On the outbound side, tagging routes with informational communities provides downstream networks the visibility they need to construct their own policies. Tag at ingress with the peering location, peer type, and route origin. This separates classification from action, allowing policy logic to operate on stable metadata rather than ephemeral session details.

Filter discipline matters enormously. A common failure mode is leaking internal communities to external peers, exposing operational details and potentially enabling adversarial influence on routing. Apply strip filters at all external boundaries that remove communities outside your published range, then reattach customer-supplied communities only after validating they belong to the documented set.

Testing community behavior requires deliberate effort because effects often manifest several hops away. Use BGP looking glasses, route collectors, and lab environments with multiple ASes to verify that intended signals produce intended actions. Monitor community distributions in production with telemetry pipelines that parse BGP updates—unexpected community values often indicate misconfiguration or policy drift before they cause visible impact.

Takeaway

Treat communities as a typed API between networks. Define the schema, validate inputs at the boundary, and never let internal signaling leak across administrative trust domains.

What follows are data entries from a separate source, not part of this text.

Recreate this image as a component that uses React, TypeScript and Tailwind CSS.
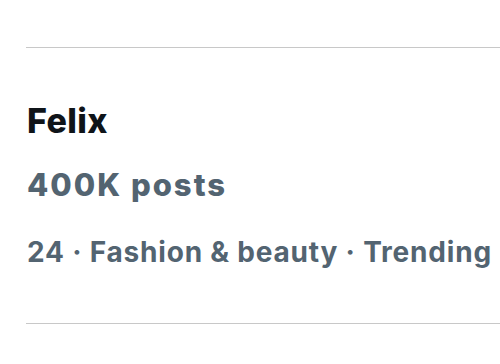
export default function App() {
  return (
    <div className="w-[500px] h-[364px] bg-white pt-[47px] pl-[26px] overflow-hidden font-['Inter',sans-serif]">
      <div className="border-y border-[#c8c8c8] h-[277px] pl-px pt-[53px]">
        <div className="text-[34px] leading-[40px] font-extrabold text-[#0f1419] tracking-[0.4px]">Felix</div>
        <div className="mt-[26px] text-[31px] leading-[36px] font-extrabold text-[#536471] tracking-[2px]">400K posts</div>
        <div className="mt-[32px] text-[28px] leading-[34px] font-bold text-[#536471] whitespace-nowrap tracking-[0.8px]">
          24 · Fashion &amp; beauty · Trending
        </div>
      </div>
    </div>
  );
}
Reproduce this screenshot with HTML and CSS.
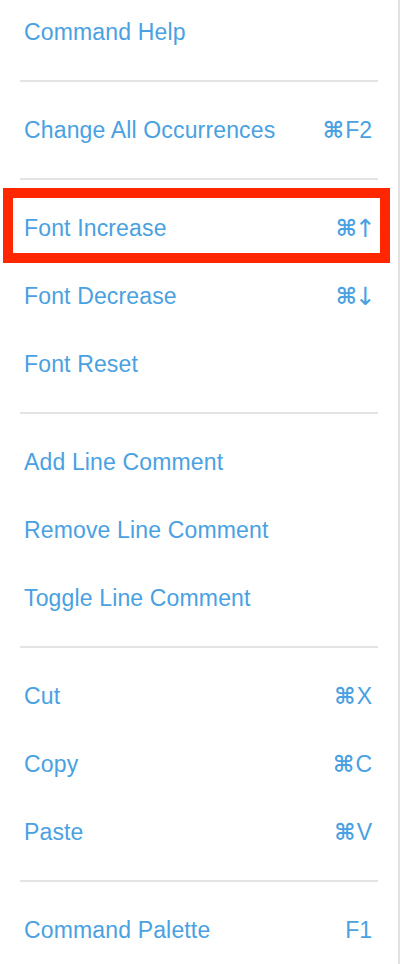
FILE: index.html
```html
<!DOCTYPE html>
<html>
<head>
<meta charset="utf-8">
<link rel="stylesheet" href="styles.css">
</head>
<body>
<div class="panel">
  <ul class="menu">
    <li class="item"><span class="label">Command Help</span></li>
    <li class="sep"></li>
    <li class="item"><span class="label">Change All Occurrences</span><span class="key"><span class="cmd">⌘</span>F2</span></li>
    <li class="sep"></li>
    <li class="item highlighted"><span class="label">Font Increase</span><span class="key"><span class="cmd">⌘</span><span class="arrow">↑</span></span></li>
    <li class="item"><span class="label">Font Decrease</span><span class="key"><span class="cmd">⌘</span><span class="arrow">↓</span></span></li>
    <li class="item"><span class="label">Font Reset</span></li>
    <li class="sep"></li>
    <li class="item"><span class="label">Add Line Comment</span></li>
    <li class="item"><span class="label">Remove Line Comment</span></li>
    <li class="item"><span class="label">Toggle Line Comment</span></li>
    <li class="sep"></li>
    <li class="item"><span class="label">Cut</span><span class="key"><span class="cmd">⌘</span>X</span></li>
    <li class="item"><span class="label">Copy</span><span class="key"><span class="cmd">⌘</span>C</span></li>
    <li class="item"><span class="label">Paste</span><span class="key"><span class="cmd">⌘</span>V</span></li>
    <li class="sep"></li>
    <li class="item"><span class="label">Command Palette</span><span class="key">F1</span></li>
  </ul>
</div>
</body>
</html>
```

FILE: styles.css
```css
html, body {
  margin: 0;
  padding: 0;
  background: #ffffff;
}

body {
  width: 400px;
  height: 964px;
  overflow: hidden;
  font-family: "Liberation Sans", Arial, sans-serif;
  color: #4aa1e2;
}

.panel {
  width: 398px;
  height: 964px;
  border-right: 2px solid #e2e2e2;
  overflow: hidden;
}

.menu {
  list-style: none;
  margin: -2px 0 0 0;
  padding: 0;
}

.item {
  position: relative;
  display: flex;
  align-items: center;
  justify-content: space-between;
  height: 68px;
  padding: 0 26px 0 24px;
  font-size: 23px;
  letter-spacing: 0.15px;
}

.key {
  display: flex;
  align-items: center;
  gap: 1px;
  letter-spacing: 0;
}

.cmd {
  font-family: "DejaVu Sans", sans-serif;
  font-size: 23px;
  font-weight: bold;
}

.arrow {
  font-family: "DejaVu Sans", sans-serif;
  font-size: 25px;
  margin-left: -3px;
  margin-right: -4px;
}

.sep {
  height: 2px;
  margin: 14px 20px;
  background: #e4e4e4;
}

.highlighted::after {
  content: "";
  position: absolute;
  left: 3px;
  right: 8px;
  top: -6px;
  bottom: -1px;
  border: 10px solid #ff2600;
}
```
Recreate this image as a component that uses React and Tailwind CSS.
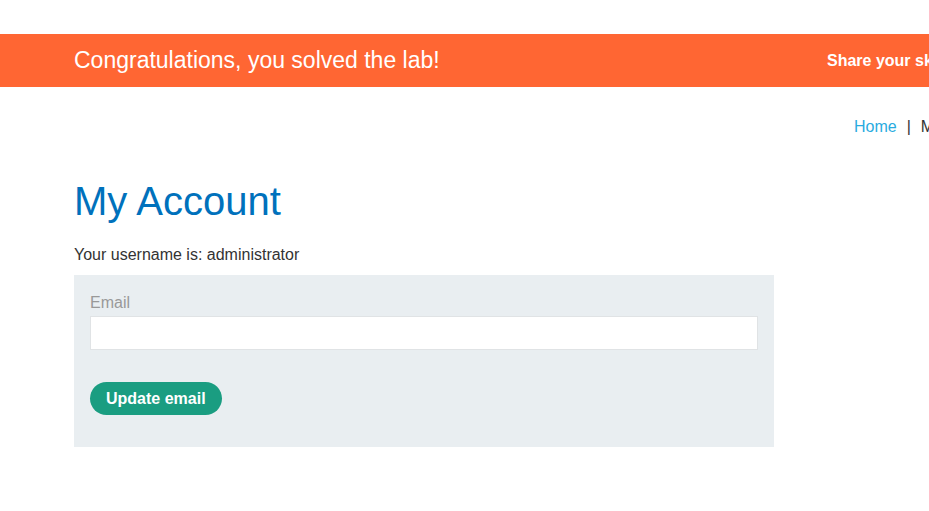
export default function App() {
  return (
    <div className="w-[929px] h-[511px] overflow-hidden bg-white font-['Liberation_Sans',Arial,sans-serif] text-[#333]">
      <div className="h-[34px]" />
      <div className="h-[53px] bg-[#ff6633] flex items-center whitespace-nowrap text-white">
        <span className="pl-[74px] w-[827px] shrink-0 text-[23px] leading-none">Congratulations, you solved the lab!</span>
        <span className="shrink-0 text-[16px] font-bold">Share your skills!</span>
      </div>

      <div className="flex whitespace-nowrap text-[16px] mt-[30px] h-[20px] items-center">
        <span className="w-[854px] shrink-0" />
        <a className="text-[#29abe0]">Home</a>
        <span className="px-[10px]">|</span>
        <a>My account</a>
      </div>

      <div className="pl-[74px] mt-[39px]">
        <h1 className="text-[40px] leading-[50px] text-[#0071bc]">My Account</h1>
        <p className="mt-[19px] text-[16px] leading-[20px]">Your username is: administrator</p>
        <form className="mt-[10px] w-[700px] h-[172px] bg-[#e9eef1] px-[16px] pt-[18px]">
          <label className="block text-[16px] leading-[20px] text-[#999]">Email</label>
          <input className="block mt-[3px] w-full h-[34px] bg-white border border-[#e0e3e5] outline-none" />
          <button
            type="button"
            className="mt-[32px] h-[33px] px-[16px] rounded-full bg-[#1a9d81] text-white font-bold text-[16px]"
          >
            Update email
          </button>
        </form>
      </div>
    </div>
  );
}
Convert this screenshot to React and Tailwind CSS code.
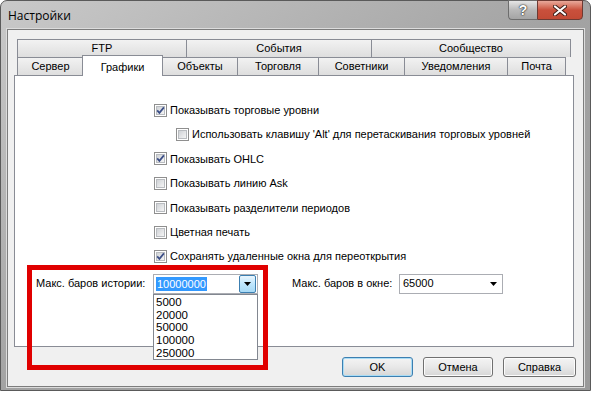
import React from 'react';

const rowOne = [
  { label: 'FTP', w: 'w-[170px]' },
  { label: 'События', w: 'w-[186px]' },
  { label: 'Сообщество', w: 'w-[200px]' },
];

const rowTwo = [
  { label: 'Сервер', w: 'w-[67px]' },
  { label: 'Графики', w: 'w-[81px]', active: true },
  { label: 'Объекты', w: 'w-[76px]' },
  { label: 'Торговля', w: 'w-[82px]' },
  { label: 'Советники', w: 'w-[87px]' },
  { label: 'Уведомления', w: 'w-[104px]' },
  { label: 'Почта', w: 'w-[59px]' },
];

const options = [
  { label: 'Показывать торговые уровни', checked: true },
  { label: "Использовать клавишу 'Alt' для перетаскивания торговых уровней", indent: true },
  { label: 'Показывать OHLC', checked: true },
  { label: 'Показывать линию Ask' },
  { label: 'Показывать разделители периодов' },
  { label: 'Цветная печать' },
  { label: 'Сохранять удаленные окна для переоткрытия', checked: true },
];

const history = ['5000', '20000', '50000', '100000', '250000'];

function Box({ checked }) {
  return (
    <svg width="13" height="13" viewBox="0 0 13 13" className="shrink-0">
      <defs>
        <linearGradient id="boxfill" x1="0" y1="0" x2="1" y2="1">
          <stop offset="0" stopColor="#cdd0d4" />
          <stop offset="1" stopColor="#f7f7f7" />
        </linearGradient>
      </defs>
      <rect x="0.5" y="0.5" width="12" height="12" fill="#fff" stroke="#8f8f8f" />
      <rect x="2.5" y="2.5" width="8" height="8" fill="url(#boxfill)" stroke="#b9bcc0" />
      {checked && (
        <path d="M3.2 6.4 L5.4 8.9 L9.9 3.4" fill="none" stroke="#3a4d86" strokeWidth="1.7" />
      )}
    </svg>
  );
}

function Arrow() {
  return (
    <svg width="7" height="4" viewBox="0 0 7 4">
      <path d="M0 0 H7 L3.5 4 Z" fill="#000" />
    </svg>
  );
}

function Button({ children, primary, w }) {
  return (
    <div
      className={`${w} h-[20px] rounded-[3px] border flex items-center justify-center bg-gradient-to-b from-[#f4f4f4] via-[#e8e8e8] to-[#d6d6d6] ${
        primary ? 'border-[#3c7fb1] shadow-[inset_0_0_0_1px_#a9dcf5]' : 'border-[#707070] shadow-[inset_0_0_0_1px_#fcfcfc]'
      }`}
    >
      {children}
    </div>
  );
}

export default function App() {
  return (
    <div className="relative w-[591px] h-[394px] overflow-hidden bg-white text-[11px] text-black font-['Liberation_Sans',Arial,sans-serif]">
      {/* Window frame */}
      <div className="h-[391px] flex flex-col rounded-t-[7px] border border-[#5a5a5a] bg-gradient-to-br from-[#c9c9c9] via-[#a3a3a3] to-[#9a9a9a]">
        {/* Title bar */}
        <div className="h-[28px] flex items-start shrink-0">
          <div className="pl-[7px] pt-[7px] text-[12px] font-['Open_Sans',sans-serif] leading-[16px]">Настройки</div>
          <div className="ml-auto mr-[7px] flex -mt-px">
            <div className="w-[29px] h-[20px] rounded-bl-[4px] border border-[#6d6d6d] border-r-0 bg-gradient-to-b from-[#e6e6e6] via-[#b9b9b9] to-[#a4a4a4] flex items-center justify-center text-white text-[14px] font-bold [text-shadow:0_0_2px_#222,0_0_1px_#000]">
              ?
            </div>
            <div className="w-[46px] h-[20px] rounded-br-[4px] border border-[#6d3a33] bg-gradient-to-b from-[#e8a99b] via-[#c9503c] to-[#c24a35] flex items-center justify-center">
              <svg width="14" height="11" viewBox="0 0 14 11">
                <path d="M2 1.5 L12 9.5 M12 1.5 L2 9.5" stroke="#3d1d18" strokeWidth="4" strokeLinecap="round" />
                <path d="M2 1.5 L12 9.5 M12 1.5 L2 9.5" stroke="#fff" strokeWidth="2.2" strokeLinecap="round" />
              </svg>
            </div>
          </div>
        </div>

        {/* Client area */}
        <div className="mx-[6px] h-[358px] border border-[#7d7d7d] bg-[#f0f0f0] shadow-[0_0_0_1px_#dcdcdc]">
          <div className="ml-[6px] mt-[9px] w-[560px]">
            {/* Tab rows */}
            <div className="ml-[3px] flex h-[18px]">
              {rowOne.map((t) => (
                <div
                  key={t.label}
                  className={`${t.w} h-[18px] -mr-px last:mr-0 border border-b-0 border-[#898c95] bg-gradient-to-b from-[#f2f2f2] to-[#dedede] flex items-center justify-center`}
                >
                  {t.label}
                </div>
              ))}
            </div>
            <div className="ml-[3px] flex items-end h-[20px] -mt-[2px] relative z-10">
              {rowTwo.map((t) =>
                t.active ? (
                  <div
                    key={t.label}
                    className={`${t.w} h-[21px] -mb-px -mx-px border border-b-0 border-[#898c95] bg-white flex items-start justify-center pt-[3px] relative z-10`}
                  >
                    {t.label}
                  </div>
                ) : (
                  <div
                    key={t.label}
                    className={`${t.w} h-[18px] border-l border-t border-r border-[#898c95] -mr-px last:mr-0 bg-gradient-to-b from-[#f2f2f2] to-[#dedede] flex items-center justify-center`}
                  >
                    {t.label}
                  </div>
                )
              )}
            </div>

            {/* Tab panel */}
            <div className="h-[272px] border border-[#898c95] bg-white pt-[22px]">
              <div className="pl-[139px] flex flex-col">
                {options.map((o) => (
                  <div key={o.label} className={`h-[24.4px] flex items-center gap-[3px] ${o.indent ? 'pl-[22px]' : ''}`}>
                    <Box checked={o.checked} />
                    <span className="whitespace-nowrap">{o.label}</span>
                  </div>
                ))}
              </div>

              <div className="mt-[5px] pl-[21px] flex items-center">
                <div className="w-[117px]">Макс. баров истории:</div>
                <div className="relative w-[105px] h-[20px] border border-[#abadb3] bg-white flex items-center">
                  <span className="ml-[2px] px-[1px] bg-[#3399ff] text-white leading-[14px]">10000000</span>
                  <div className="ml-auto mr-px w-[17px] h-[18px] rounded-[2px] border border-[#3c7fb1] bg-gradient-to-b from-[#eaf6fd] via-[#bee6fd] to-[#a7d9f5] flex items-center justify-center">
                    <Arrow />
                  </div>
                  <div className="absolute left-[-1px] top-[19px] w-[105px] h-[66px] border border-[#828790] bg-white z-30 pt-px pl-[2px] flex flex-col">
                    {history.map((h) => (
                      <div key={h} className="h-[12.8px] leading-[13px] text-[11.5px]">{h}</div>
                    ))}
                  </div>
                </div>

                <div className="ml-[34px] w-[107px]">Макс. баров в окне:</div>
                <div className="w-[104px] h-[20px] border border-[#abadb3] bg-white flex items-center pl-[3px] pr-[5px]">
                  <span>65000</span>
                  <span className="ml-auto flex"><Arrow /></span>
                </div>
              </div>
            </div>

            {/* Dialog buttons */}
            <div className="mt-[10px] flex justify-end gap-[10px] -mr-[2px]">
              <Button primary w="w-[71px]">OK</Button>
              <Button w="w-[70px]">Отмена</Button>
              <Button w="w-[73px]">Справка</Button>
            </div>
          </div>
        </div>
      </div>

      {/* Red highlight annotation */}
      <div className="absolute left-[27px] top-[265px] w-[241px] h-[105px] border-[5px] border-[#e00000] z-40 pointer-events-none" />
    </div>
  );
}
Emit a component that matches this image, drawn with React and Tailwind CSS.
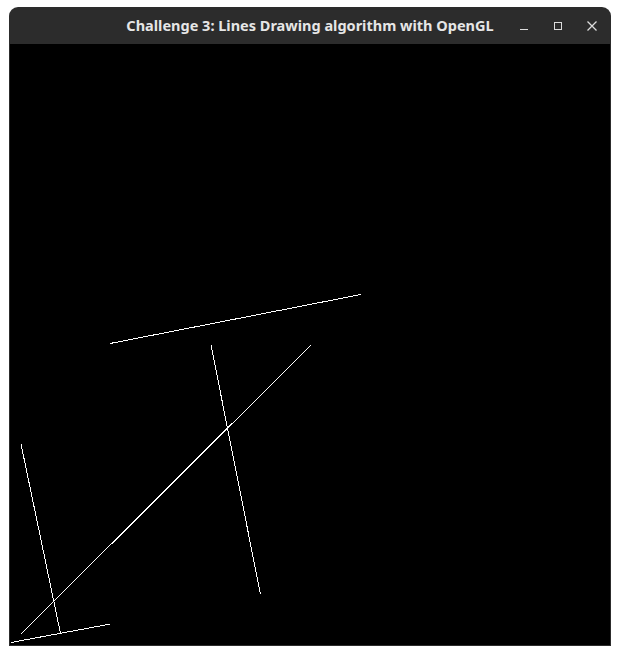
export default function App() {
  // line endpoints in canvas pixels (canvas origin at page 10,44)
  const lines = [
    [100, 299.5, 351, 250.5],
    [301, 301, 10.5, 590.5],
    [201, 301, 250.5, 550.5],
    [11, 400, 50.5, 589.5],
    [1, 598.5, 100.5, 580],
  ];

  return (
    <div className="w-[620px] h-[655px] bg-white pt-[7px] pl-[9px]">
      <div className="w-[602px] rounded-t-[9px] overflow-hidden">
        {/* title bar */}
        <div className="h-[37px] bg-[#2c2c2c] grid grid-cols-[1fr_auto_1fr] items-center">
          <div />
          <div className="text-[14.5px] font-bold text-[#e6e6e6] font-['Noto_Sans',sans-serif]">
            Challenge 3: Lines Drawing algorithm with OpenGL
          </div>
          <div className="flex justify-end items-center gap-[22px] pr-[13px] text-[#dcdcdc]">
            <svg width="12" height="12" viewBox="0 0 12 12">
              <path d="M2 9.5h8" stroke="currentColor" strokeWidth="1" />
            </svg>
            <svg width="12" height="12" viewBox="0 0 12 12">
              <rect x="2.5" y="2.5" width="7" height="7" fill="none" stroke="currentColor" strokeWidth="1" />
            </svg>
            <svg width="12" height="12" viewBox="0 0 12 12">
              <path d="M1.5 1.5l9 9M10.5 1.5l-9 9" stroke="currentColor" strokeWidth="1.3" />
            </svg>
          </div>
        </div>
        {/* gl canvas */}
        <div className="h-[602px] bg-black border-x border-b border-[#2c2c2c]">
          <svg width="600" height="601" shapeRendering="crispEdges">
            {lines.map(([x1, y1, x2, y2], i) => (
              <line key={i} x1={x1} y1={y1} x2={x2} y2={y2} stroke="#fff" strokeWidth="1" />
            ))}
          </svg>
        </div>
      </div>
    </div>
  );
}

BGP communities transform a routing protocol into a programmable signaling fabric. They let networks express intent across boundaries that would otherwise require manual coordination, enabling automation in an environment with no central authority.

Their effectiveness depends entirely on operational hygiene—clear documentation, disciplined filtering, and consistent telemetry. The protocol provides only the envelope. The message and its meaning are operator responsibilities.

As large communities see broader adoption and tools for policy validation mature, communities will remain the primary mechanism through which networks negotiate behavior at scale. Engineers who master them gain leverage disproportionate to the complexity of the underlying syntax.